There are reasons Walmart is so big

Here’s one example. I upgraded my iPhone 3GS to an iPhone 4 at an Apple Store in Las Vegas. However, they were out of clear plastic protecters for the screen. A nearby Best Buy didn’t have them either. A search online found some, and pricing was generally about $18 for a package of three (the same as Apple and Best Buy) although some were much more.

Finally, I went to the Cedar City UT Walmart on a whim, assuming they couldn’t possibly have them if the Apple store and Best Buy didn’t. Wrong. Not only did Walmart have them, their price was $9 for three.

Coincidentally, Ritholtz discusses The New Capitalist Manifesto: Building a Disruptively Better Business by Umair Haque (and embeds the first chapter) which mentions Walmart, among others.

Haque discusses slowing growth in developed countries, a shift he terms far more significant than any crisis or crash. In these mature economies, disruptive technologies are what will thrive in the 21st century.

The key is the development of “philosophies” that create value rather than “strategies” that extract value.

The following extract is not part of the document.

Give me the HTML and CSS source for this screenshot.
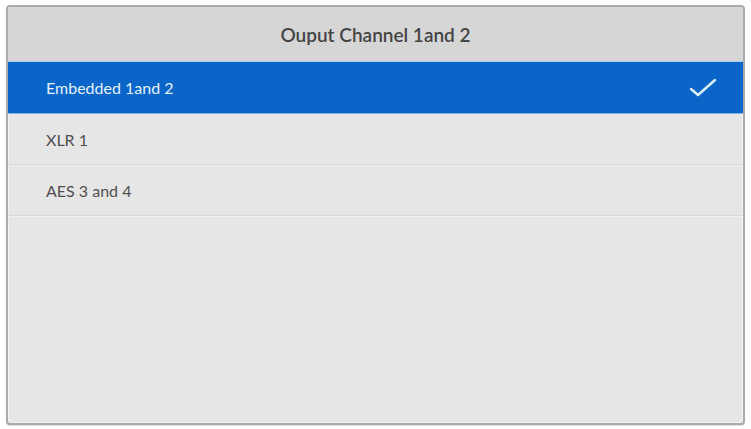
FILE: index.html
```html
<!DOCTYPE html>
<html lang="en">

<head>
    <meta charset="UTF-8" />
    <title>Ouput Channel 1 and 2</title>
    <link rel="stylesheet" href="styles.css">
</head>

<body>

    <div class="panel">
        <div class="panel-title">Ouput Channel 1and 2</div>

        <ul class="options">
            <li class="option selected">
                <span>Embedded 1and 2</span>
                <svg class="check" width="28" height="20" viewBox="0 0 28 20">
                    <path d="M2 11 L9 17 L26 2" fill="none" stroke="#dff0ff" stroke-width="2.4"
                        stroke-linecap="round" stroke-linejoin="round" />
                </svg>
            </li>
            <li class="option">XLR 1</li>
            <li class="option">AES 3 and 4</li>
        </ul>
    </div>

</body>

</html>
```

FILE: styles.css
```css
body {
    margin: 0;
    background: #fff;
    font-family: Lato, "Open Sans", sans-serif;
    padding: 5px 6px 4px 6px;
}

.panel {
    height: 416px;
    background: #e6e6e6;
    border: 2px solid #ababab;
    border-radius: 4px;
    box-shadow: inset 0 0 0 1px #f2f2f2, 0 1px 1px rgba(0, 0, 0, 0.15);
    overflow: hidden;
    display: flex;
    flex-direction: column;
}

.panel-title {
    height: 54px;
    background: #d6d6d6;
    color: #454545;
    font-size: 19px;
    font-weight: 600;
    display: flex;
    align-items: center;
    justify-content: center;
    border-bottom: 1px solid #a9c9ee;
}

.options {
    list-style: none;
    margin: 0;
    padding: 0;
}

.option {
    height: 50px;
    padding: 0 26px 0 38px;
    display: flex;
    align-items: center;
    justify-content: space-between;
    font-size: 16px;
    color: #505050;
    border-bottom: 1px solid #d9d9d9;
    box-shadow: 0 1px 0 #f0f0f0;
}

.option.selected {
    height: 51px;
    background: #0a65c9;
    color: #e4f1ff;
    border-bottom: 1px solid #7fb0e6;
    box-shadow: none;
}
```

The book describes some of the surprising companies embracing this: Walmart (sustainability), Nike (design principles to reduce waste and maximize recycling), Lego (Crowd sourcing), Google (liberating data), Tata (new category of car) Apple (new categories of gadgets) Nintendo’s Wii (new form of video games)

Umair seeks to provoke the thought process, challenge your complacency, stimulate your creativity.

Disruptive technologies are of equal importance in a socialist or semi-socialist economy too.

PS Walmart announces healthy food initiatives. They plan to decrease the cost of healthy food and make it more available, reduce salt by 10%, sugar by 25%, and eliminate industrial trans fats in their foods by 2015. Because they have such huge buying power, suppliers who want their food in Walmart will comply.

They also are adamant about cutting down the amount of packaging in products and played a major role in making compact florescent Â light bulbs a mainstream product.

(Yes, I know their health care plans for employees are inadequate and that they think unions are the anti-Christ.)